Because I’m more or less ignorant to the local happenings here in Dumaguete, and I’m not really familiar with fiesta days and the like, I had to hear the sound of the parade and my aunt insisting that I go out and take pictures and watch the parade.
So last November 19, Dumaguete celebrated the Sandurot Festival. So what is the Sandurot Festival all about, and what does it actually celebrate? Because I didn’t fully understand the explanation given to me when I asked, and because the internet has more information on it than I could possibly hope for, I just decided to google it and found something. According to this blog site called Philippine Landmarks, Sandurot is derived from the Visayan word “Pakig-sandurot” which means fellowship and reaching out, which is basically the characteristic of being hospitable – a common Filipino trait. Dumaguete City is actually called the “City of Gentle People”, so being hospitable and welcoming is in the nature of Dumagueteños.
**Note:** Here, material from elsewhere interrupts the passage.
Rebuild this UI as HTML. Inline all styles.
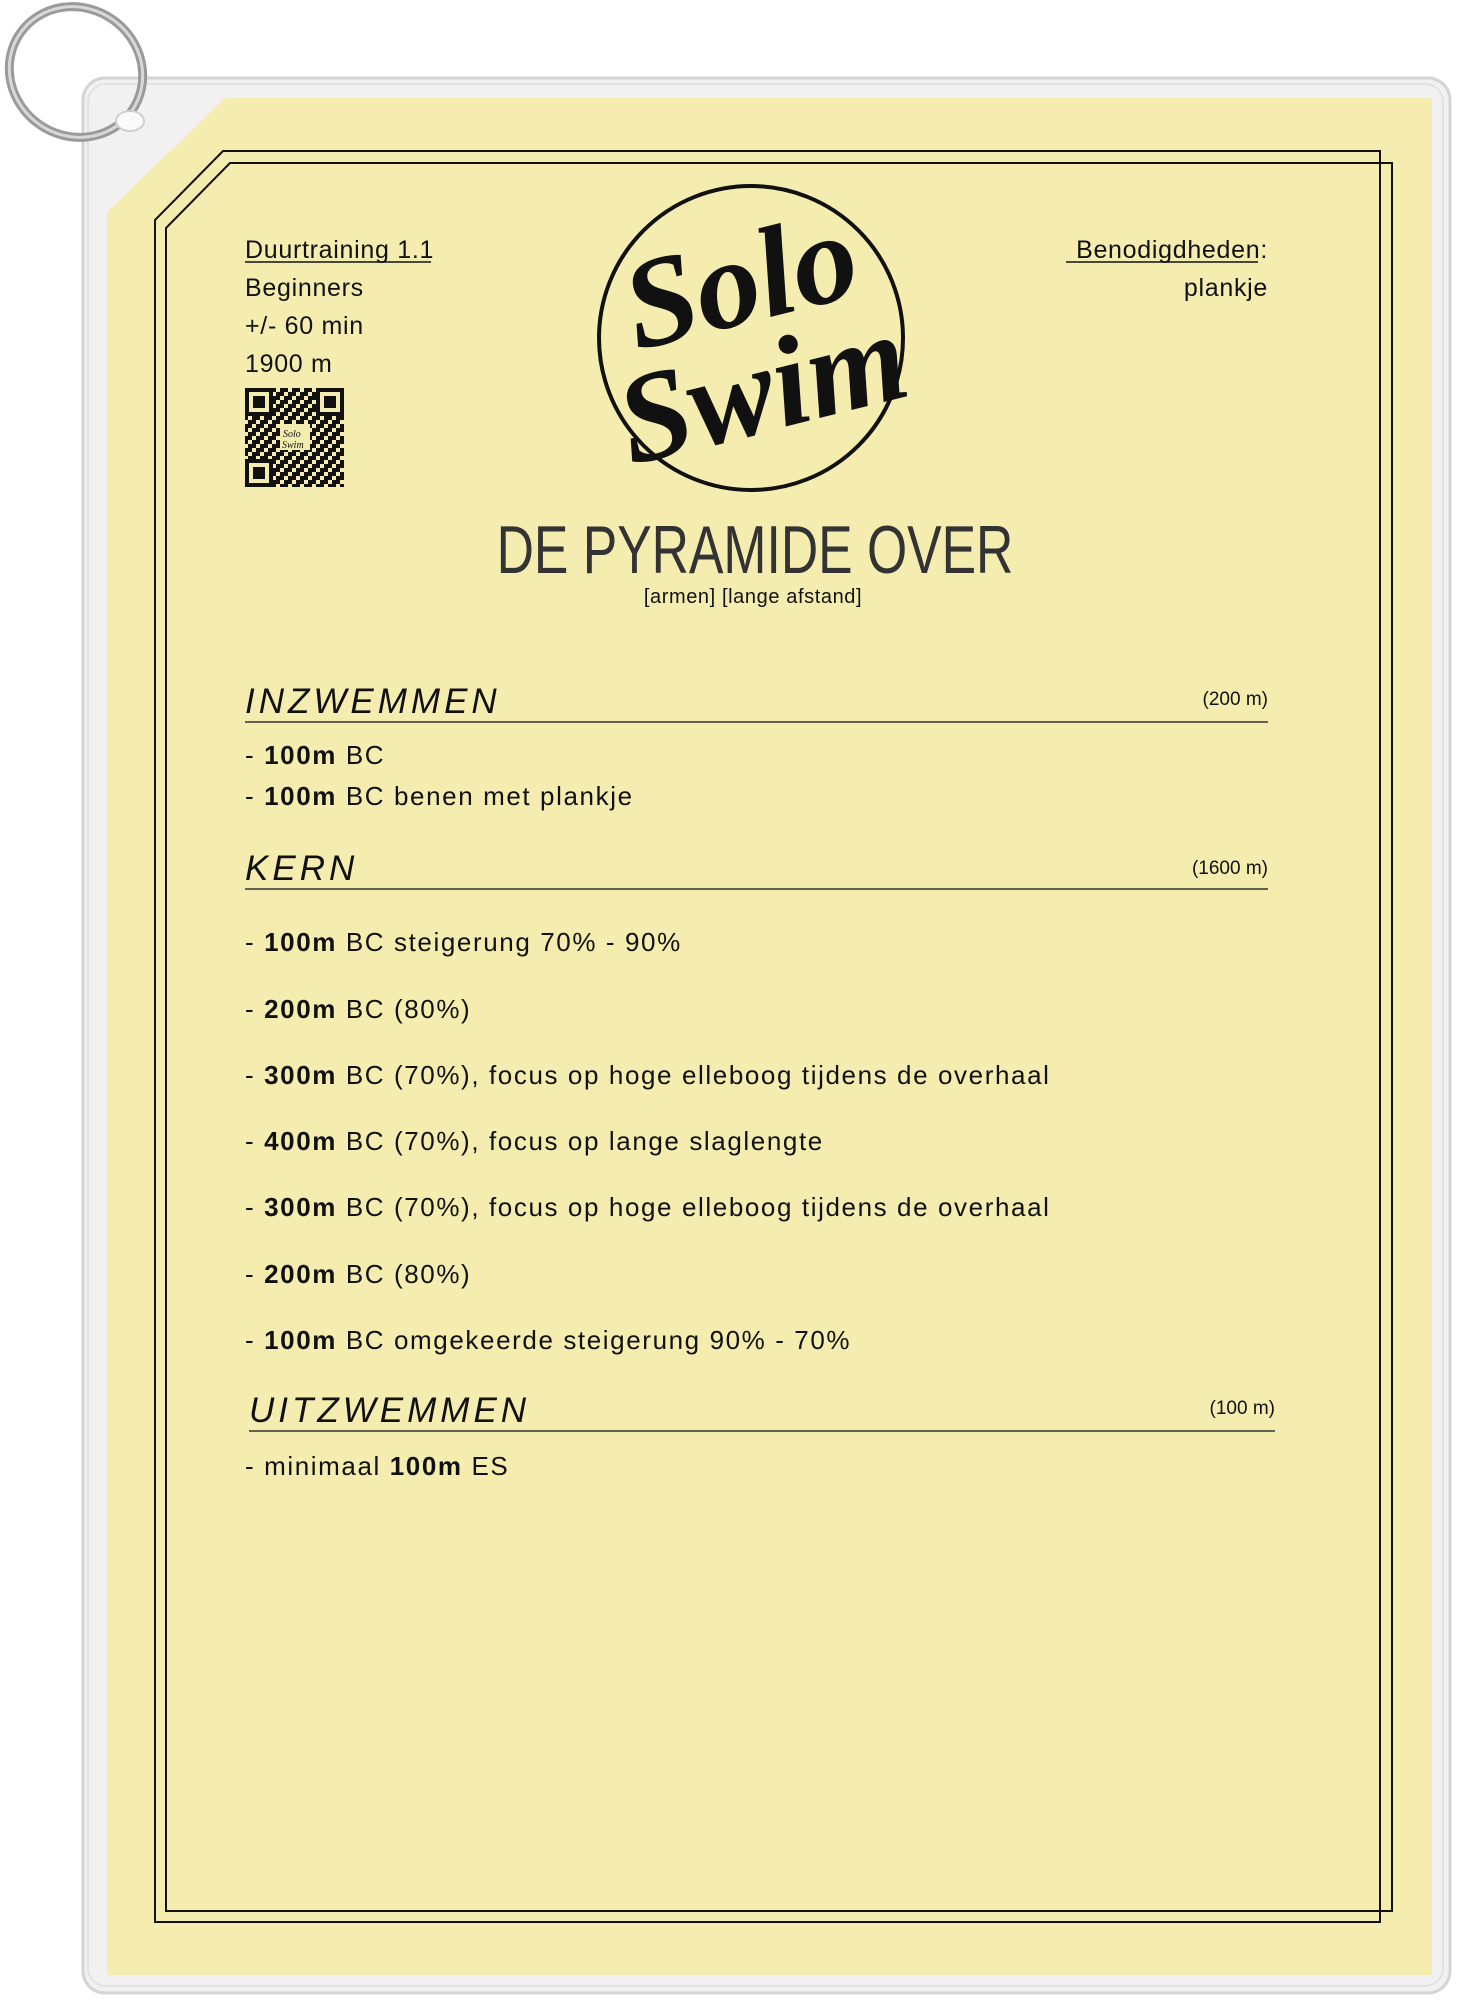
<!DOCTYPE html>
<html><head><meta charset="utf-8"><style>
html,body{margin:0;padding:0;background:#fff;}
svg{display:block;}
text{font-family:"Liberation Sans",sans-serif;fill:#111;}
</style></head><body>
<svg width="1472" height="2000" viewBox="0 0 1472 2000" xmlns="http://www.w3.org/2000/svg">
<defs>
<pattern id="qr" width="12" height="12" patternUnits="userSpaceOnUse">
<rect x="0" y="0" width="4" height="4" fill="#111"/><rect x="8" y="0" width="4" height="8" fill="#111"/>
<rect x="4" y="4" width="4" height="4" fill="#111"/><rect x="0" y="8" width="8" height="4" fill="#111"/>
</pattern>
</defs>
<rect x="83" y="78" width="1367" height="1915" rx="22" fill="#f1f1f1" stroke="#d4d4d4" stroke-width="3"/>
<rect x="88" y="84" width="1355" height="1902" rx="18" fill="none" stroke="#e2e2e2" stroke-width="2"/>
<polygon points="225,98 1432,98 1432,1975 107,1975 107,212" fill="#f5edb0"/>
<polygon points="223,151 1380,151 1380,1922 155,1922 155,220" fill="none" stroke="#111" stroke-width="2"/>
<polygon points="230,163 1392,163 1392,1911 166,1911 166,228" fill="none" stroke="#111" stroke-width="2"/>
<ellipse cx="76" cy="72" rx="68" ry="64" transform="rotate(35 76 72)" fill="none" stroke="#9a9a9a" stroke-width="9"/>
<ellipse cx="76" cy="72" rx="68" ry="64" transform="rotate(35 76 72)" fill="none" stroke="#d8d8d8" stroke-width="3"/>
<ellipse cx="130" cy="121" rx="14" ry="10" fill="#fafafa" stroke="#cfcfcf" stroke-width="2"/>
<g font-size="25" letter-spacing="0.7">
<text x="245" y="258">Duurtraining 1.1</text>
<text x="245" y="296">Beginners</text>
<text x="245" y="334">+/- 60 min</text>
<text x="245" y="372">1900 m</text>
<text x="1268" y="258" text-anchor="end">Benodigdheden:</text>
<text x="1268" y="296" text-anchor="end">plankje</text>
</g>
<line x1="245" y1="262" x2="431" y2="262" stroke="#111" stroke-width="1.5"/>
<line x1="1066" y1="262" x2="1258" y2="262" stroke="#111" stroke-width="1.5"/>
<g>
<rect x="245" y="388" width="99" height="99" fill="url(#qr)"/>
<rect x="245" y="388" width="28" height="28" fill="#f5edb0"/>
<rect x="247" y="390" width="24" height="24" fill="none" stroke="#111" stroke-width="4"/><rect x="253" y="396" width="12" height="12" fill="#111"/>
<rect x="316" y="388" width="28" height="28" fill="#f5edb0"/>
<rect x="318" y="390" width="24" height="24" fill="none" stroke="#111" stroke-width="4"/><rect x="324" y="396" width="12" height="12" fill="#111"/>
<rect x="245" y="459" width="28" height="28" fill="#f5edb0"/>
<rect x="247" y="461" width="24" height="24" fill="none" stroke="#111" stroke-width="4"/><rect x="253" y="467" width="12" height="12" fill="#111"/>
<rect x="280" y="424" width="30" height="26" fill="#f5edb0"/>
<text x="283" y="437" font-size="10" font-style="italic" style="font-family:'Liberation Serif',serif">Solo</text>
<text x="282" y="448" font-size="10" font-style="italic" style="font-family:'Liberation Serif',serif">Swim</text>
</g>
<circle cx="751" cy="338" r="152" fill="none" stroke="#111" stroke-width="4"/>
<g transform="rotate(-14 750 320)">
<text x="750" y="322" font-size="128" font-style="italic" font-weight="bold" text-anchor="middle" style="font-family:'Liberation Serif',serif">Solo</text>
<text x="745" y="432" font-size="128" font-style="italic" font-weight="bold" text-anchor="middle" style="font-family:'Liberation Serif',serif">Swim</text>
</g>
<text x="755" y="573" font-size="68" text-anchor="middle" transform="translate(755 0) scale(0.76 1) translate(-755 0)" style="fill:#333">DE PYRAMIDE OVER</text>
<text x="753" y="603" font-size="20" text-anchor="middle" letter-spacing="0.6">[armen] [lange afstand]</text>
<g font-size="35" font-style="italic" letter-spacing="4">
<text x="245" y="713">INZWEMMEN</text>
<text x="245" y="880">KERN</text>
<text x="249" y="1422">UITZWEMMEN</text>
</g>
<g font-size="19" text-anchor="end">
<text x="1268" y="705">(200 m)</text>
<text x="1268" y="874">(1600 m)</text>
<text x="1275" y="1414">(100 m)</text>
</g>
<line x1="245" y1="722" x2="1268" y2="722" stroke="#333" stroke-width="1.5"/>
<line x1="245" y1="889" x2="1268" y2="889" stroke="#333" stroke-width="1.5"/>
<line x1="249" y1="1431" x2="1275" y2="1431" stroke="#333" stroke-width="1.5"/>
<g font-size="26" letter-spacing="1.6">
<text x="245" y="764">- <tspan font-weight="bold">100m</tspan> BC</text>
<text x="245" y="805">- <tspan font-weight="bold">100m</tspan> BC benen met plankje</text>
<text x="245" y="951">- <tspan font-weight="bold">100m</tspan> BC steigerung 70% - 90%</text>
<text x="245" y="1018">- <tspan font-weight="bold">200m</tspan> BC (80%)</text>
<text x="245" y="1084">- <tspan font-weight="bold">300m</tspan> BC (70%), focus op hoge elleboog tijdens de overhaal</text>
<text x="245" y="1150">- <tspan font-weight="bold">400m</tspan> BC (70%), focus op lange slaglengte</text>
<text x="245" y="1216">- <tspan font-weight="bold">300m</tspan> BC (70%), focus op hoge elleboog tijdens de overhaal</text>
<text x="245" y="1283">- <tspan font-weight="bold">200m</tspan> BC (80%)</text>
<text x="245" y="1349">- <tspan font-weight="bold">100m</tspan> BC omgekeerde steigerung 90% - 70%</text>
<text x="245" y="1475">- minimaal <tspan font-weight="bold">100m</tspan> ES</text>
</g>
</svg>
</body></html>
Nowadays you can see many foreigners who both live and visit Dumaguete, but even in the past, a lot of people from other countries would often come and live in various places around the Philippines. Dumaguete City, in more recent times, has been popular because it is a university city. Dumaguete is most known for Silliman University – the first Protestant university and first American private university in Asia. Recently, I’ve noticed a lot of Koreans in the city. It’s amazing how Beijing is full of them, so is Manila, and Cebu, and even here. Makes you wonder if any of them are left in S. Korea. But seriously, it just goes to show how cheap education and a low standard of living can attract foreigners to flock here. Of course, the kind personalities of Filipinos in general is also one thing to take into account.